The employer should be able to sue the defamer also, if he so chooses since it interferes in his right to employ the victim.

Shay December 17, 2009 at 7:27 pm

Brian, the issue isn’t whether harm will come to the blackmailed if the secret is made public, or in most general terms, if the blackmailed would rather it remain a secret. The issue is whether the blackmailed is justified in using force against the blackmailer. There are many things that people do to harm each other that are legal and should not be made illegal. To do so would stifle important social mechanisms that people use to settle issues outside the legal system.

Steve R. December 17, 2009 at 8:40 pm

Excellent discussion on the Bill Handel show. You expressed the underlying Libertarian principles very clearly and made a very convincing case.

Gil December 17, 2009 at 9:46 pm

By the same token slavery can’t be condemned per se. Being forced to work against your will for someone else and having them decide your rights is okay if you created some sort of debt that you have to repay. Kidnapping someone for no reason to be your slave is the actual crime. Hence there are times where people can morally own slaves. Had the African slave traders only sold condemned murderers to America then white plantation owners would have nothing to feel guilty about.

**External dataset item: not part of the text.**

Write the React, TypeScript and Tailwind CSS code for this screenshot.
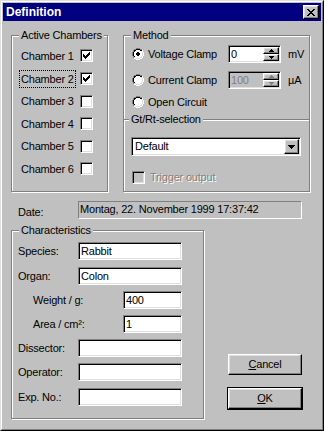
import React from 'react';

const PAL: Record<string, string> = { K: '#000000', G: '#808080', W: '#ffffff', D: '#dfdfdf', w: '#ffffff' };

function Pix({ rows, color }: { rows: string[]; color?: string }) {
  const w = rows[0].length;
  const h = rows.length;
  return (
    <svg width={w} height={h} viewBox={`0 0 ${w} ${h}`} shapeRendering="crispEdges" className="block">
      {rows.flatMap((r, y) =>
        r.split('').map((c, x) => {
          if (c === '.') return null;
          const fill = c === '#' ? color ?? '#000' : PAL[c];
          return <rect key={`${x}-${y}`} x={x} y={y} width="1" height="1" fill={fill} />;
        })
      )}
    </svg>
  );
}

const CHECK = ['......#', '.....##', '#...###', '##.###.', '#####..', '.###...', '..#....'];
const CLOSE_X = ['##....##', '.##..##.', '..####..', '...##...', '..####..', '.##..##.', '##....##'];
const UP = ['..#..', '.###.', '#####'];
const DOWN = ['#####', '.###.', '..#..'];
const COMBO_DOWN = ['#######', '.#####.', '..###..', '...#...'];

const RADIO = [
  '....GGGG....',
  '..GGKKKKGG..',
  '.GKKwwwwKKW.',
  '.GKwwwwwwDW.',
  'GKwwwwwwwwDW',
  'GKwwwwwwwwDW',
  'GKwwwwwwwwDW',
  'GKwwwwwwwwDW',
  '.GKwwwwwwDW.',
  '.GDDwwwwDDW.',
  '..WWDDDDWW..',
  '....WWWW....',
];
const RADIO_ON = RADIO.map((r, y) => {
  const dot: Record<number, string> = { 4: '.KK.', 5: 'KKKK', 6: 'KKKK', 7: '.KK.' };
  if (!dot[y]) return r;
  const d = dot[y];
  return r.slice(0, 4) + d.split('').map((c, i) => (c === 'K' ? 'K' : r[4 + i])).join('') + r.slice(8);
});

const raised =
  'border border-t-white border-l-white border-b-black border-r-black shadow-[inset_-1px_-1px_0_#808080,inset_1px_1px_0_#dfdfdf] bg-[#c0c0c0]';
const sunken =
  'border border-t-[#808080] border-l-[#808080] border-b-white border-r-white shadow-[inset_1px_1px_0_#000,inset_-1px_-1px_0_#dfdfdf]';

function Checkbox({ checked, disabled }: { checked?: boolean; disabled?: boolean }) {
  return (
    <div
      className={`w-[13px] h-[13px] shrink-0 flex items-center justify-center ${sunken} ${
        disabled ? 'bg-[#c0c0c0]' : 'bg-white'
      }`}
    >
      {checked && <Pix rows={CHECK} />}
    </div>
  );
}

function GroupBox({ title, className, children }: { title: string; className?: string; children?: React.ReactNode }) {
  return (
    <div className={`relative border border-[#808080] shadow-[inset_1px_1px_0_#fff,1px_1px_0_#fff] ${className ?? ''}`}>
      <span className="absolute left-[7px] top-[-7px] bg-[#c0c0c0] px-[2px] leading-[13px] whitespace-nowrap">{title}</span>
      {children}
    </div>
  );
}

function Spin({ value, disabled }: { value: string; disabled?: boolean }) {
  return (
    <div className={`w-[53px] h-[18px] flex p-[1px] ${sunken} ${disabled ? 'bg-[#c0c0c0]' : 'bg-white'}`}>
      <span className={`flex-1 pl-[1px] leading-[14px] ${disabled ? 'text-[#808080]' : ''}`}>{value}</span>
      <div className="w-[16px] flex flex-col">
        <div className={`flex-1 flex items-center justify-center ${raised}`}>
          <Pix rows={UP} color={disabled ? '#808080' : '#000'} />
        </div>
        <div className={`flex-1 flex items-center justify-center ${raised}`}>
          <Pix rows={DOWN} color={disabled ? '#808080' : '#000'} />
        </div>
      </div>
    </div>
  );
}

function Field({ value, w }: { value?: string; w: string }) {
  return (
    <div className={`${w} h-[18px] bg-white pl-[2px] leading-[16px] ${sunken}`}>{value}</div>
  );
}

const chambers = [
  { n: 1, on: true },
  { n: 2, on: true, focus: true },
  { n: 3 },
  { n: 4 },
  { n: 5 },
  { n: 6 },
];

export default function App() {
  return (
    <div className="w-[324px] h-[431px] overflow-hidden bg-[#c0c0c0] border border-t-[#dfdfdf] border-l-[#dfdfdf] border-b-black border-r-black font-['Liberation_Sans',Arial,sans-serif] text-[11px] tracking-[-0.2px] text-black">
      <div className="h-full p-px border border-t-white border-l-white border-b-[#808080] border-r-[#808080] flex flex-col">
        {/* title bar */}
        <div className="h-[18px] bg-[#000080] flex items-center justify-between pl-[3px] pr-[2px]">
          <span className="text-white font-bold text-[12px] tracking-normal">Definition</span>
          <div className={`w-[16px] h-[14px] flex items-center justify-center ${raised}`}>
            <Pix rows={CLOSE_X} />
          </div>
        </div>

        <div className="flex flex-col pl-[8px]">
          <div className="mt-[14px] flex">
            <GroupBox title="Active Chambers" className="w-[97px] h-[157px] pt-[8.7px]">
              {chambers.map((c) => (
                <div key={c.n} className="h-[22.6px] flex items-center pl-[9px]">
                  <div className="w-[59px]">
                    {c.focus ? (
                      <span className="-ml-[2px] px-px border border-dotted border-black leading-[16px] inline-block">
                        Chamber {c.n}
                      </span>
                    ) : (
                      <span>Chamber {c.n}</span>
                    )}
                  </div>
                  <Checkbox checked={c.on} />
                </div>
              ))}
            </GroupBox>

            <GroupBox title="Method" className="ml-[15px] w-[187px] h-[157px] pt-[9px]">
              <div className="flex items-center h-[18px] pl-[8px]">
                <Pix rows={RADIO_ON} />
                <span className="ml-[4px] w-[80px]">Voltage Clamp</span>
                <Spin value="0" />
                <span className="ml-[7px]">mV</span>
              </div>
              <div className="mt-[8px] flex items-center h-[18px] pl-[8px]">
                <Pix rows={RADIO} />
                <span className="ml-[4px] w-[80px]">Current Clamp</span>
                <Spin value="100" disabled />
                <span className="ml-[7px]">µA</span>
              </div>
              <div className="mt-[4px] flex items-center h-[18px] pl-[8px]">
                <Pix rows={RADIO} />
                <span className="ml-[4px]">Open Circuit</span>
              </div>

              <div className="relative mt-[8px] border-t border-t-[#808080] border-b border-b-white">
                <span className="absolute left-[5px] top-[-7px] bg-[#c0c0c0] px-[2px] leading-[13px]">Gt/Rt-selection</span>
              </div>

              <div className={`mt-[16px] ml-[7px] w-[170px] h-[19px] bg-white flex p-[1px] ${sunken}`}>
                <span className="flex-1 pl-[2px] leading-[15px]">Default</span>
                <div className={`w-[15px] flex items-center justify-center ${raised}`}>
                  <Pix rows={COMBO_DOWN} />
                </div>
              </div>

              <div className="mt-[13px] flex items-center pl-[8px]">
                <Checkbox disabled />
                <span className="ml-[5px] text-[#808080] [text-shadow:1px_1px_0_#fff]">Trigger output</span>
              </div>
            </GroupBox>
          </div>

          <div className="mt-[9px] flex h-[18px]">
            <span className="w-[67px] pl-[7px] pt-[5px] leading-[13px]">Date:</span>
            <div className="w-[224px] h-[18px] border border-t-[#808080] border-l-[#808080] border-b-white border-r-white pl-px leading-[14px]">
              Montag, 22. November 1999 17:37:42
            </div>
          </div>

          <div className="mt-[11px] flex">
            <GroupBox title="Characteristics" className="w-[193px] h-[189px] pt-[11px]">
              <div className="flex items-center">
                <span className="w-[66px] pl-[6px]">Species:</span>
                <Field value="Rabbit" w="w-[104px]" />
              </div>
              <div className="mt-[7px] flex items-center">
                <span className="w-[66px] pl-[6px]">Organ:</span>
                <Field value="Colon" w="w-[104px]" />
              </div>
              <div className="mt-[6px] flex items-center">
                <span className="w-[111px] pl-[21px]">Weight / g:</span>
                <Field value="400" w="w-[59px]" />
              </div>
              <div className="mt-[6px] flex items-center">
                <span className="w-[111px] pl-[21px]">Area / cm²:</span>
                <Field value="1" w="w-[59px]" />
              </div>
              <div className="mt-[6px] flex items-center">
                <span className="w-[66px] pl-[6px]">Dissector:</span>
                <Field w="w-[104px]" />
              </div>
              <div className="mt-[6px] flex items-center">
                <span className="w-[66px] pl-[6px]">Operator:</span>
                <Field w="w-[104px]" />
              </div>
              <div className="mt-[7px] flex items-center">
                <span className="w-[66px] pl-[6px]">Exp. No.:</span>
                <Field w="w-[104px]" />
              </div>
            </GroupBox>

            <div className="ml-[24px] flex flex-col">
              <button className={`mt-[124px] w-[74px] h-[21px] leading-[17px] text-center ${raised}`}>
                <u>C</u>ancel
              </button>
              <div className="mt-[12px] -ml-px w-[76px] h-[23px] border border-black">
                <button className={`w-full h-full leading-[17px] text-center ${raised}`}>
                  <u>O</u>K
                </button>
              </div>
            </div>
          </div>
        </div>
      </div>
    </div>
  );
}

Justin M December 18, 2009 at 8:04 am

Gil –

“Being forced to work against your will for someone else and having them decide your rights is okay if you created some sort of debt that you have to repay.”- Gil

I don’t believe that owing a debt to someone allows them to decide your rights. A contract is made between the borrower and the lender that determines the repayment stipulations. If the contract specifies that the loan must be repaid in labor then that’s one thing, but if the person simply cannot pay then it is should be up to the courts as to how to enforce the terms of the contract.